◆ Exercise prompt ◆
Return each line of the listing below, unchanged, and omit the images.
____
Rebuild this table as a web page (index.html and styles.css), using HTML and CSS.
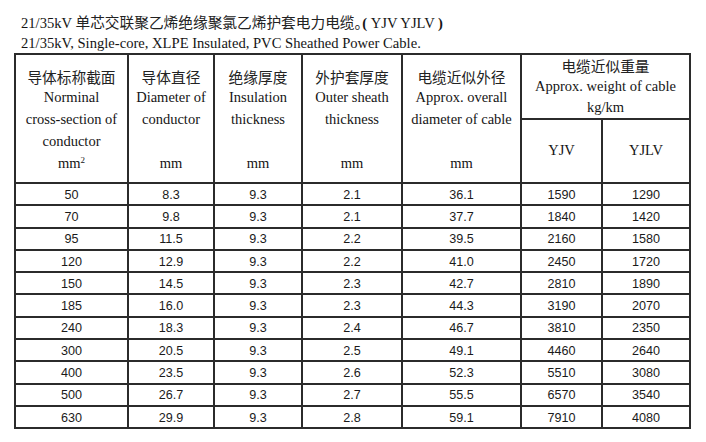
FILE: index.html
```html
<!DOCTYPE html>
<html lang="zh">
<head>
<meta charset="utf-8">
<title>21/35kV YJV YJLV</title>
<link rel="stylesheet" href="styles.css">
</head>
<body>
<div class="page">
  <p class="title">21/35kV <span class="zh">单芯交联聚乙烯绝缘聚氯乙烯护套电力电缆</span><span class="zh dot">。</span><b class="paren">(</b> YJV YJLV <b class="paren">)</b></p>
  <p class="title">21/35kV, Single-core, XLPE Insulated, PVC Sheathed Power Cable.</p>
  <table class="spec">
    <colgroup>
      <col class="c1"><col class="c2"><col class="c3"><col class="c4"><col class="c5"><col class="c6"><col class="c7">
    </colgroup>
    <thead>
      <tr class="h1">
        <th rowspan="2" class="main"><span class="ln zh">导体标称截面</span><span class="ln">Norminal</span><span class="ln">cross-section of</span><span class="ln">conductor</span><span class="ln">mm<sup>2</sup></span></th>
        <th rowspan="2" class="main"><span class="ln zh">导体直径</span><span class="ln">Diameter of</span><span class="ln">conductor</span><span class="ln">&nbsp;</span><span class="ln">mm</span></th>
        <th rowspan="2" class="main"><span class="ln zh">绝缘厚度</span><span class="ln">Insulation</span><span class="ln">thickness</span><span class="ln">&nbsp;</span><span class="ln">mm</span></th>
        <th rowspan="2" class="main"><span class="ln zh">外护套厚度</span><span class="ln">Outer sheath</span><span class="ln">thickness</span><span class="ln">&nbsp;</span><span class="ln">mm</span></th>
        <th rowspan="2" class="main"><span class="ln zh">电缆近似外径</span><span class="ln">Approx. overall</span><span class="ln">diameter of cable</span><span class="ln">&nbsp;</span><span class="ln">mm</span></th>
        <th colspan="2" class="grp"><span class="ln zh">电缆近似重量</span><span class="ln">Approx. weight of cable</span><span class="ln">kg/km</span></th>
      </tr>
      <tr class="h2">
        <th class="sub">YJV</th>
        <th class="sub">YJLV</th>
      </tr>
    </thead>
    <tbody>
      <tr><td>50</td><td>8.3</td><td>9.3</td><td>2.1</td><td>36.1</td><td>1590</td><td>1290</td></tr>
      <tr><td>70</td><td>9.8</td><td>9.3</td><td>2.1</td><td>37.7</td><td>1840</td><td>1420</td></tr>
      <tr><td>95</td><td>11.5</td><td>9.3</td><td>2.2</td><td>39.5</td><td>2160</td><td>1580</td></tr>
      <tr><td>120</td><td>12.9</td><td>9.3</td><td>2.2</td><td>41.0</td><td>2450</td><td>1720</td></tr>
      <tr><td>150</td><td>14.5</td><td>9.3</td><td>2.3</td><td>42.7</td><td>2810</td><td>1890</td></tr>
      <tr><td>185</td><td>16.0</td><td>9.3</td><td>2.3</td><td>44.3</td><td>3190</td><td>2070</td></tr>
      <tr><td>240</td><td>18.3</td><td>9.3</td><td>2.4</td><td>46.7</td><td>3810</td><td>2350</td></tr>
      <tr><td>300</td><td>20.5</td><td>9.3</td><td>2.5</td><td>49.1</td><td>4460</td><td>2640</td></tr>
      <tr><td>400</td><td>23.5</td><td>9.3</td><td>2.6</td><td>52.3</td><td>5510</td><td>3080</td></tr>
      <tr><td>500</td><td>26.7</td><td>9.3</td><td>2.7</td><td>55.5</td><td>6570</td><td>3540</td></tr>
      <tr><td>630</td><td>29.9</td><td>9.3</td><td>2.8</td><td>59.1</td><td>7910</td><td>4080</td></tr>
    </tbody>
  </table>
</div>
</body>
</html>
```

FILE: styles.css
```css
html, body {
  margin: 0;
  padding: 0;
  background: #ffffff;
}

body {
  font-family: "Liberation Serif", "Noto Sans CJK SC", serif;
  color: #151515;
}

.page {
  padding: 12px 0 0 14px;
}

.title {
  margin: 0;
  padding-left: 7px;
  font-size: 14.6px;
  line-height: 20px;
  white-space: nowrap;
}

.zh {
  font-family: "Noto Sans CJK SC", sans-serif;
  font-size: 14.7px;
  color: #222222;
}

.dot {
  letter-spacing: -7px;
}

.paren {
  font-weight: bold;
}

.spec {
  border-collapse: collapse;
  table-layout: fixed;
  width: 677px;
  margin: 0;
}

.c1 { width: 113px; }
.c2 { width: 86px; }
.c3 { width: 88px; }
.c4 { width: 100px; }
.c5 { width: 119px; }
.c6 { width: 81px; }
.c7 { width: 88px; }

.spec th,
.spec td {
  border: 2px solid #2b2b2b;
  padding: 0;
  text-align: center;
  vertical-align: middle;
  font-weight: normal;
  white-space: nowrap;
}

.spec th {
  font-family: "Liberation Serif", "Noto Sans CJK SC", serif;
  font-size: 14.5px;
  line-height: 21.7px;
}

.ln {
  display: block;
}

.h1 {
  height: 65px;
}

.h2 {
  height: 64px;
}

.spec .main {
  padding-top: 3px;
}

.spec .grp {
  line-height: 21px;
  padding: 0;
}

.spec sup {
  font-size: 9px;
  line-height: 0;
  vertical-align: 5px;
}

.spec td {
  font-family: "Liberation Sans", Arial, sans-serif;
  font-size: 12.6px;
  line-height: 16px;
  color: #1a1a1a;
  padding-top: 1px;
}

.spec tbody tr {
  height: 22.3px;
}
```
____
◆ Answer to this task ◆
Rebuild this table as a web page (index.html and styles.css), using HTML and CSS.
FILE: index.html
```html
<!DOCTYPE html>
<html lang="zh">
<head>
<meta charset="utf-8">
<title>21/35kV YJV YJLV</title>
<link rel="stylesheet" href="styles.css">
</head>
<body>
<div class="page">
  <p class="title">21/35kV <span class="zh">单芯交联聚乙烯绝缘聚氯乙烯护套电力电缆</span><span class="zh dot">。</span><b class="paren">(</b> YJV YJLV <b class="paren">)</b></p>
  <p class="title">21/35kV, Single-core, XLPE Insulated, PVC Sheathed Power Cable.</p>
  <table class="spec">
    <colgroup>
      <col class="c1"><col class="c2"><col class="c3"><col class="c4"><col class="c5"><col class="c6"><col class="c7">
    </colgroup>
    <thead>
      <tr class="h1">
        <th rowspan="2" class="main"><span class="ln zh">导体标称截面</span><span class="ln">Norminal</span><span class="ln">cross-section of</span><span class="ln">conductor</span><span class="ln">mm<sup>2</sup></span></th>
        <th rowspan="2" class="main"><span class="ln zh">导体直径</span><span class="ln">Diameter of</span><span class="ln">conductor</span><span class="ln">&nbsp;</span><span class="ln">mm</span></th>
        <th rowspan="2" class="main"><span class="ln zh">绝缘厚度</span><span class="ln">Insulation</span><span class="ln">thickness</span><span class="ln">&nbsp;</span><span class="ln">mm</span></th>
        <th rowspan="2" class="main"><span class="ln zh">外护套厚度</span><span class="ln">Outer sheath</span><span class="ln">thickness</span><span class="ln">&nbsp;</span><span class="ln">mm</span></th>
        <th rowspan="2" class="main"><span class="ln zh">电缆近似外径</span><span class="ln">Approx. overall</span><span class="ln">diameter of cable</span><span class="ln">&nbsp;</span><span class="ln">mm</span></th>
        <th colspan="2" class="grp"><span class="ln zh">电缆近似重量</span><span class="ln">Approx. weight of cable</span><span class="ln">kg/km</span></th>
      </tr>
      <tr class="h2">
        <th class="sub">YJV</th>
        <th class="sub">YJLV</th>
      </tr>
    </thead>
    <tbody>
      <tr><td>50</td><td>8.3</td><td>9.3</td><td>2.1</td><td>36.1</td><td>1590</td><td>1290</td></tr>
      <tr><td>70</td><td>9.8</td><td>9.3</td><td>2.1</td><td>37.7</td><td>1840</td><td>1420</td></tr>
      <tr><td>95</td><td>11.5</td><td>9.3</td><td>2.2</td><td>39.5</td><td>2160</td><td>1580</td></tr>
      <tr><td>120</td><td>12.9</td><td>9.3</td><td>2.2</td><td>41.0</td><td>2450</td><td>1720</td></tr>
      <tr><td>150</td><td>14.5</td><td>9.3</td><td>2.3</td><td>42.7</td><td>2810</td><td>1890</td></tr>
      <tr><td>185</td><td>16.0</td><td>9.3</td><td>2.3</td><td>44.3</td><td>3190</td><td>2070</td></tr>
      <tr><td>240</td><td>18.3</td><td>9.3</td><td>2.4</td><td>46.7</td><td>3810</td><td>2350</td></tr>
      <tr><td>300</td><td>20.5</td><td>9.3</td><td>2.5</td><td>49.1</td><td>4460</td><td>2640</td></tr>
      <tr><td>400</td><td>23.5</td><td>9.3</td><td>2.6</td><td>52.3</td><td>5510</td><td>3080</td></tr>
      <tr><td>500</td><td>26.7</td><td>9.3</td><td>2.7</td><td>55.5</td><td>6570</td><td>3540</td></tr>
      <tr><td>630</td><td>29.9</td><td>9.3</td><td>2.8</td><td>59.1</td><td>7910</td><td>4080</td></tr>
    </tbody>
  </table>
</div>
</body>
</html>
```

FILE: styles.css
```css
html, body {
  margin: 0;
  padding: 0;
  background: #ffffff;
}

body {
  font-family: "Liberation Serif", "Noto Sans CJK SC", serif;
  color: #151515;
}

.page {
  padding: 12px 0 0 14px;
}

.title {
  margin: 0;
  padding-left: 7px;
  font-size: 14.6px;
  line-height: 20px;
  white-space: nowrap;
}

.zh {
  font-family: "Noto Sans CJK SC", sans-serif;
  font-size: 14.7px;
  color: #222222;
}

.dot {
  letter-spacing: -7px;
}

.paren {
  font-weight: bold;
}

.spec {
  border-collapse: collapse;
  table-layout: fixed;
  width: 677px;
  margin: 0;
}

.c1 { width: 113px; }
.c2 { width: 86px; }
.c3 { width: 88px; }
.c4 { width: 100px; }
.c5 { width: 119px; }
.c6 { width: 81px; }
.c7 { width: 88px; }

.spec th,
.spec td {
  border: 2px solid #2b2b2b;
  padding: 0;
  text-align: center;
  vertical-align: middle;
  font-weight: normal;
  white-space: nowrap;
}

.spec th {
  font-family: "Liberation Serif", "Noto Sans CJK SC", serif;
  font-size: 14.5px;
  line-height: 21.7px;
}

.ln {
  display: block;
}

.h1 {
  height: 65px;
}

.h2 {
  height: 64px;
}

.spec .main {
  padding-top: 3px;
}

.spec .grp {
  line-height: 21px;
  padding: 0;
}

.spec sup {
  font-size: 9px;
  line-height: 0;
  vertical-align: 5px;
}

.spec td {
  font-family: "Liberation Sans", Arial, sans-serif;
  font-size: 12.6px;
  line-height: 16px;
  color: #1a1a1a;
  padding-top: 1px;
}

.spec tbody tr {
  height: 22.3px;
}
```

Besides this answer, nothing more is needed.